KEY POINTS:
Trans-Orient Petroleum is to go ahead with a seismic programme during February in its East Coast Basin petroleum exploration areas, after promising early indications.
Canadian-based Trans-Orient has two onshore permit areas in the basin covering about 8750sq km - one north of Gisborne, while the other is mostly south of Napier and Hastings. Both permit areas have coastal boundaries.
As well as conventional exploration targets, the areas also include an unconventional opportunity in fractured oil and gas shale formations.
The company has said those formations have many similarities to successful oil and gas shale projects now being developed across the United States.
Today Trans-Orient said exploration results from its unconventional play were positive.
International oil services company Core Laboratories had analysed core plugs from samples of the Waipawa and Whangai fractured shale formations provided by Trans-Orient.

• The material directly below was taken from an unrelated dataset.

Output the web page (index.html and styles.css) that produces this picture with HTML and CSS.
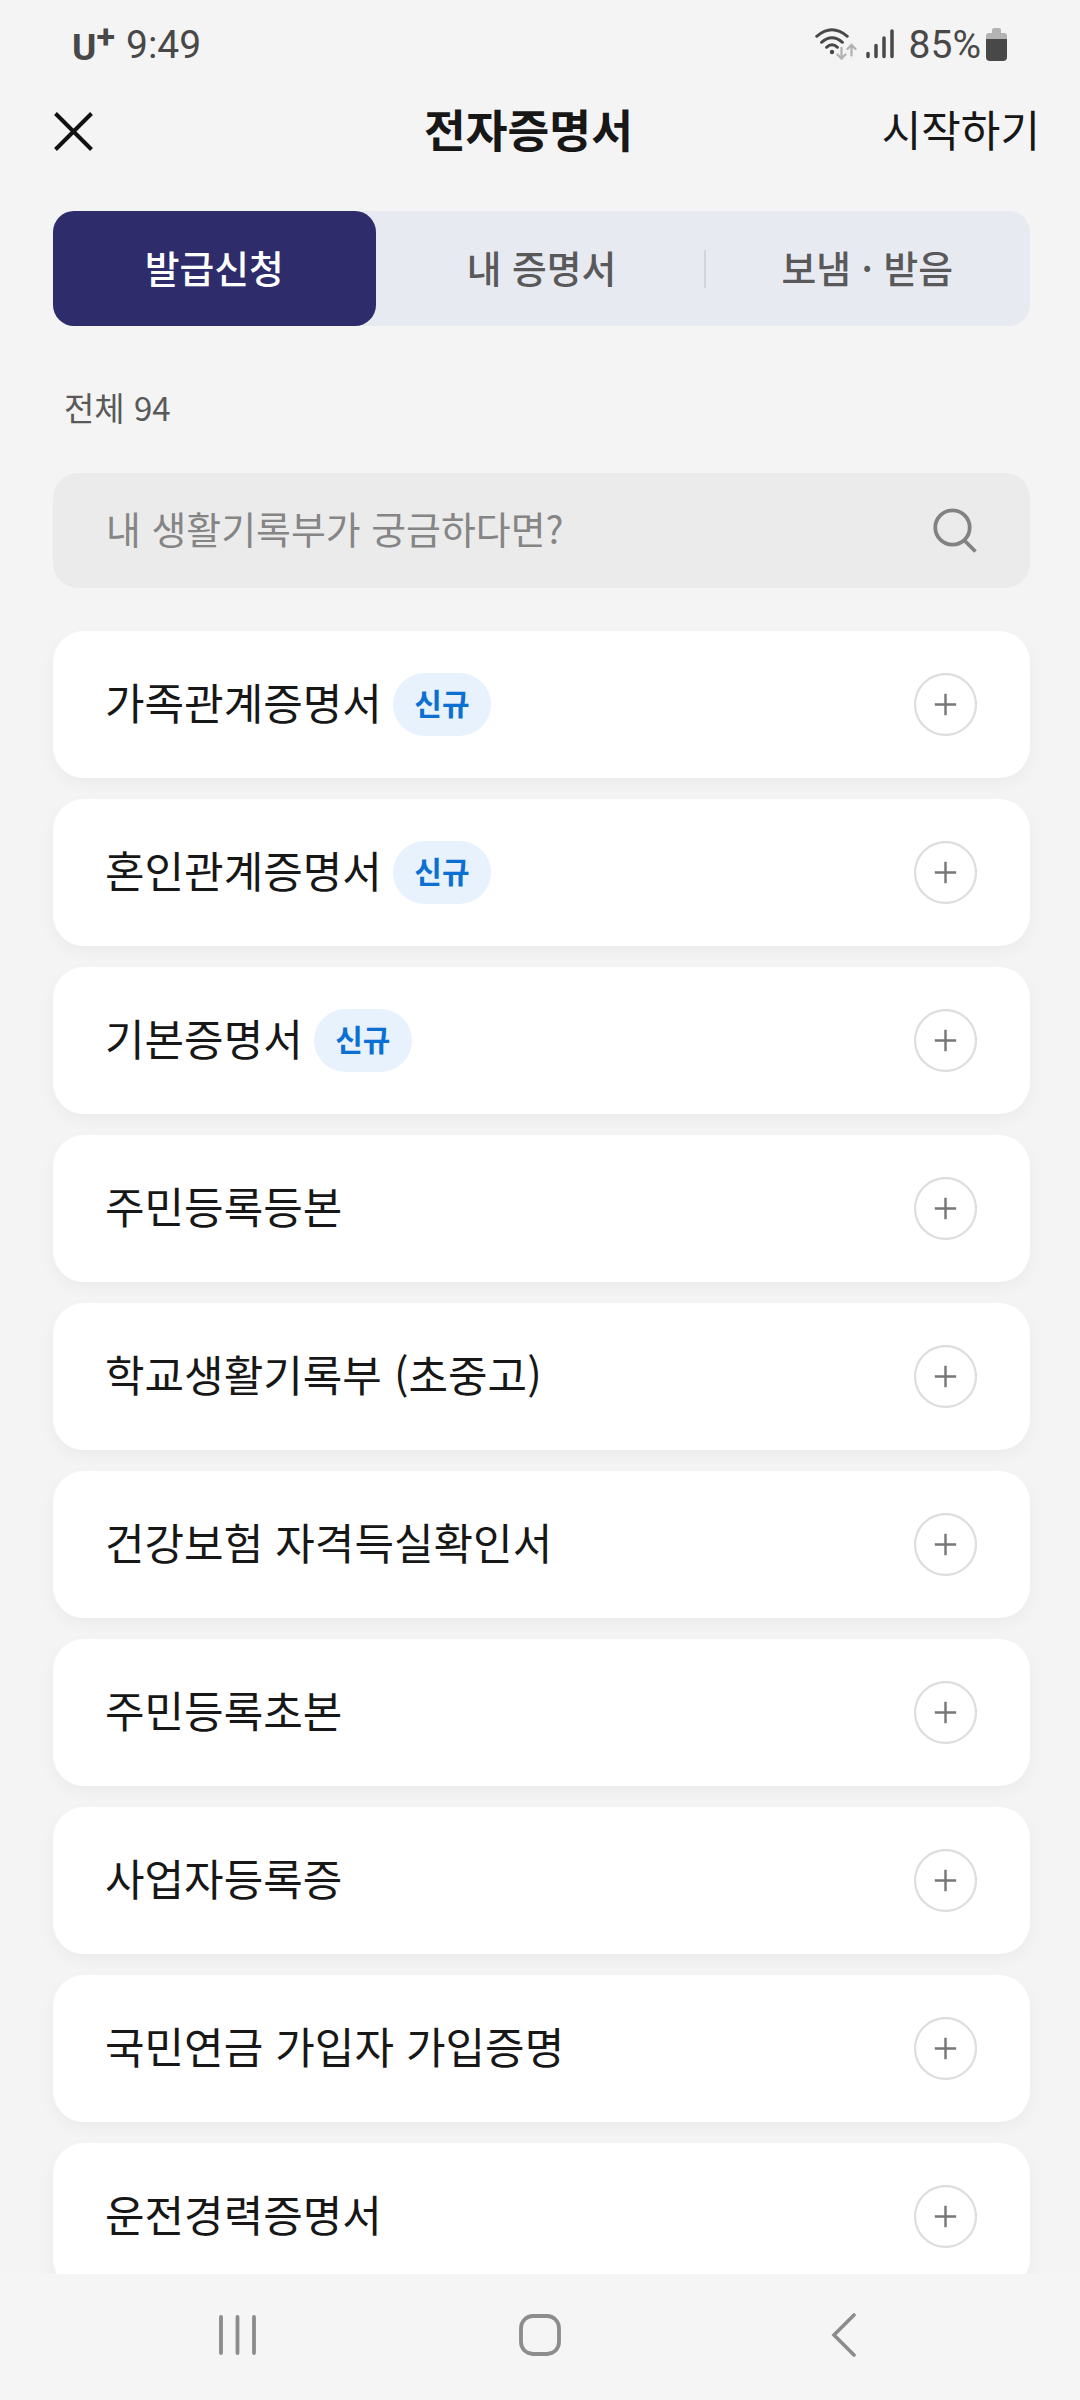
FILE: index.html
```
<!DOCTYPE html>
<html lang="ko">
<head>
    <meta charset="UTF-8">
    <meta name="viewport" content="width=device-width, initial-scale=1.0">
    <title>전자증명서</title>
    <link rel="stylesheet" href="styles.css">
</head>
<body>
    <svg class="sprite">
        <symbol id="plus" viewBox="0 0 62 62">
            <circle cx="31" cy="31" r="30" fill="none" stroke="#dedede" stroke-width="2.2"/>
            <path d="M20.5 31h21M31 20.5v21" fill="none" stroke="#777" stroke-width="2.4"/>
        </symbol>
    </svg>

    <div class="status-bar">
        <div class="status-left">
            <span class="carrier">U<span class="carrier-plus">+</span></span>
            <span class="time">9:49</span>
        </div>
        <div class="status-right">
            <svg class="wifi" width="42" height="34" viewBox="0 0 42 34" fill="none" stroke-linecap="round">
                <g stroke="#484848" stroke-width="2.9">
                    <path d="M1.7 9.3Q17 -3.8 32.3 9.3"/>
                    <path d="M6.5 15.3Q17 6 27.5 15.3"/>
                    <path d="M11.5 20.3Q17 15.4 22.5 20.3"/>
                </g>
                <circle cx="17" cy="25" r="2.2" fill="#484848"/>
                <path d="M26.5 21v10M22.5 27.5l4 4 4-4M36.5 28.5v-10M32.5 22l4-4 4 4" stroke="#b3b3b3" stroke-width="2.3"/>
            </svg>
            <svg class="signal" width="28" height="30" viewBox="0 0 28 30" stroke="#484848" stroke-width="3.5" stroke-linecap="round">
                <path d="M2 24.5v3M10 16.5v11M18 9v18.5M26 2v25.5"/>
            </svg>
            <span class="percent">85%</span>
            <svg class="battery" width="21" height="33" viewBox="0 0 21 33">
                <path d="M6 2q0-2 2-2h5q2 0 2 2v3h3q3 0 3 3v4H0V8q0-3 3-3h3z" fill="#b3b3b3"/>
                <path d="M0 11h21v18q0 4-4 4H4q-4 0-4-4z" fill="#484848"/>
            </svg>
        </div>
    </div>

    <header class="header">
        <svg class="close" width="39" height="39" viewBox="0 0 39 39">
            <path d="M1.5 1.5l36 36M37.5 1.5l-36 36" stroke="#111" stroke-width="4"/>
        </svg>
        <h1 class="title">전자증명서</h1>
        <span class="start">시작하기</span>
    </header>

    <main class="content">
        <nav class="tabs">
            <div class="tab active">발급신청</div>
            <div class="tab">내 증명서</div>
            <div class="tab divided">보냄 · 받음</div>
        </nav>

        <p class="count">전체 94</p>

        <div class="search">
            <span class="placeholder">내 생활기록부가 궁금하다면?</span>
            <svg width="45" height="46" viewBox="0 0 45 46" fill="none" stroke="#828282" stroke-width="3.8">
                <circle cx="20.5" cy="20.5" r="17.2"/>
                <path d="M32 33l11.5 11.5"/>
            </svg>
        </div>

        <ul class="list">
            <li class="item"><span class="name">가족관계증명서</span><span class="badge">신규</span><svg class="add"><use href="#plus"/></svg></li>
            <li class="item"><span class="name">혼인관계증명서</span><span class="badge">신규</span><svg class="add"><use href="#plus"/></svg></li>
            <li class="item"><span class="name">기본증명서</span><span class="badge">신규</span><svg class="add"><use href="#plus"/></svg></li>
            <li class="item"><span class="name">주민등록등본</span><svg class="add"><use href="#plus"/></svg></li>
            <li class="item"><span class="name">학교생활기록부 (초중고)</span><svg class="add"><use href="#plus"/></svg></li>
            <li class="item"><span class="name">건강보험 자격득실확인서</span><svg class="add"><use href="#plus"/></svg></li>
            <li class="item"><span class="name">주민등록초본</span><svg class="add"><use href="#plus"/></svg></li>
            <li class="item"><span class="name">사업자등록증</span><svg class="add"><use href="#plus"/></svg></li>
            <li class="item"><span class="name">국민연금 가입자 가입증명</span><svg class="add"><use href="#plus"/></svg></li>
            <li class="item"><span class="name">운전경력증명서</span><svg class="add"><use href="#plus"/></svg></li>
        </ul>
    </main>

    <footer class="nav-bar">
        <svg width="40" height="42" viewBox="0 0 40 42" stroke="#8c8c8c" stroke-width="3.8" stroke-linecap="round">
            <path d="M3 3v36M19.5 3v36M36 3v36"/>
        </svg>
        <svg class="home" width="42" height="42" viewBox="0 0 42 42" fill="none" stroke="#8c8c8c" stroke-width="3.8">
            <rect x="2" y="2" width="38" height="38" rx="12"/>
        </svg>
        <svg width="26" height="44" viewBox="0 0 26 44" fill="none" stroke="#8c8c8c" stroke-width="3.6" stroke-linecap="round">
            <path d="M23 2L3 22l20 20"/>
        </svg>
    </footer>
</body>
</html>
```
FILE: styles.css
```
:root {
    --background: #f4f4f4;
    --foreground: #171717;
    --primary: #2e2c6b;
    --tab: #e8eaf2;
    --muted: #595959;
    --status: #484848;
}

* {
    box-sizing: border-box;
}

body {
    display: flex;
    flex-direction: column;
    width: 1080px;
    height: 2400px;
    margin: 0;
    overflow: hidden;
    font-family: "Noto Sans CJK KR", sans-serif;
    color: var(--foreground);
    background-color: var(--background);
}

svg {
    flex: none;
    display: block;
}

.sprite {
    position: absolute;
    width: 0;
    height: 0;
}

/* Status bar */
.status-bar {
    flex: none;
    display: flex;
    justify-content: space-between;
    height: 88px;
    padding: 0 72px 0 72px;
    font-family: Roboto, sans-serif;
    font-size: 39px;
    line-height: 88px;
    color: var(--status);
}

.status-left,
.status-right {
    display: flex;
    align-items: center;
}

.status-left {
    padding-top: 1px;
}

.carrier {
    width: 54px;
    padding-top: 6px;
    font-weight: 700;
    font-size: 37px;
    white-space: nowrap;
}

.carrier-plus {
    font-size: 34px;
    vertical-align: 12px;
    line-height: 0;
}

.percent {
    padding-top: 1px;
}

.signal {
    margin: 0 15px 0 9px;
}

.battery {
    margin: 1px 1px 0 5px;
}

/* Header */
.header {
    flex: none;
    display: grid;
    grid-template-columns: 1fr auto 1fr;
    align-items: center;
    height: 86px;
    padding: 0 40px 0 54px;
}

.title {
    margin: 0 37px 7px 0;
    font-size: 45.4px;
    line-height: 60px;
    font-weight: 700;
}

.start {
    justify-self: end;
    margin-bottom: 7px;
    font-size: 43px;
    line-height: 60px;
}

/* Content */
.content {
    flex: 1;
    min-height: 0;
    padding: 37px 50px 0 53px;
    overflow: hidden;
}

.tabs {
    display: grid;
    grid-template-columns: repeat(3, 1fr);
    height: 115px;
    border-radius: 21px;
    background-color: var(--tab);
}

.tab {
    display: flex;
    align-items: center;
    justify-content: center;
    padding-bottom: 5px;
    font-size: 37.8px;
    font-weight: 500;
    color: var(--muted);
}

.tab.active {
    margin-right: 3px;
    border-radius: 21px;
    color: #fff;
    background-color: var(--primary);
}

.tab.divided {
    background: linear-gradient(#d3d5de, #d3d5de) left center / 2px 38px no-repeat;
}

.count {
    margin: 57px 0 0 11px;
    font-size: 33px;
    line-height: 48px;
    color: var(--muted);
}

.search {
    display: flex;
    align-items: center;
    justify-content: space-between;
    height: 115px;
    margin-top: 42px;
    padding: 0 53px 2px;
    border-radius: 25px;
    background-color: #ebebeb;
}

.placeholder {
    margin-bottom: 4px;
    font-size: 37.9px;
    color: #858585;
}

.list {
    display: flex;
    flex-direction: column;
    gap: 21px;
    margin: 43px 0 0;
    padding: 0;
    list-style: none;
}

.item {
    flex: none;
    display: flex;
    align-items: center;
    height: 147px;
    padding: 0 53px 0 52px;
    border-radius: 31px;
    background-color: #fff;
    box-shadow: 0 6px 16px rgba(0, 0, 0, 0.04);
}

.name {
    margin-bottom: 8px;
    font-size: 43px;
    line-height: 60px;
}

.badge {
    width: 98px;
    height: 63px;
    margin-left: 11px;
    border-radius: 32px;
    font-size: 30px;
    line-height: 59px;
    font-weight: 700;
    text-align: center;
    color: #0c70d2;
    background-color: #e8f2fc;
}

.add {
    width: 63px;
    height: 63px;
    margin-left: auto;
}

/* Bottom navigation */
.nav-bar {
    flex: none;
    display: flex;
    align-items: center;
    justify-content: space-between;
    height: 126px;
    padding: 0 223px 4px 218px;
    background-color: #f5f5f5;
}

.home {
    margin-right: 10px;
}
```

Trans-Orient executive chairman Dave Bennett described the results as encouraging.
"These positive results can only enhance our ability to successfully and economically produce oil and/or gas from this major unconventional resource," he said.
Sproule International had also recently completed an independent assessment covering conventional exploration prospects, Trans-Orient said.
The report estimated the mid-range undiscovered resource potential on the company's prospects in the East Coast Basin permit areas were about 1.7 billion barrels of oil equivalent in place.
Trans-Orient said it was proceeding with a seismic programme to be acquired in February within the main Waipawa-Whangai shale fairway, and on other conventional exploration targets.
A 50km seismic programme budgeted at US$1.4 million ($1.8 million) had been laid out and would be managed by British-based RPS Energy.
That would identify optimal drilling locations over Trans-Orient's defined prospects.
Geochemical sampling during the past year had also revealed elevated levels of hydrocarbons at ground surface over certain features.
Dr Bennett said the seismic data collected would immediately be processed, leading up to a multi-well exploration drilling campaign.
"This initial drilling will target a number of potential sandstone reservoirs at depths under 1500m, as well as fractured shale targets," he said.
Trans-Orient said it also planned to investigate commercialisation of two shallow producing features in the northern permit area.
It aimed to survey the productive capacity of the 1912 Waitangi-1 well, which continued to actively produce high-quality oil from a sandstone reservoir at a depth of 210m.
At Te Puia Springs, south of Ruatoria, flow rate tests would be carried out on old shallow boreholes that had for many years collected gas with associated oil used for heating by the nearby hospital, and continued to actively flow natural gas.
"Given positive results at either of these projects, we can rapidly and cost-effectively proceed to profitable development," Dr Bennett said.
"Interestingly, these long-lived oil and gas seeps also demonstrate the production potential of the underlying Waipawa-Whangai fractured shales, which immediately underlie these primitive wells."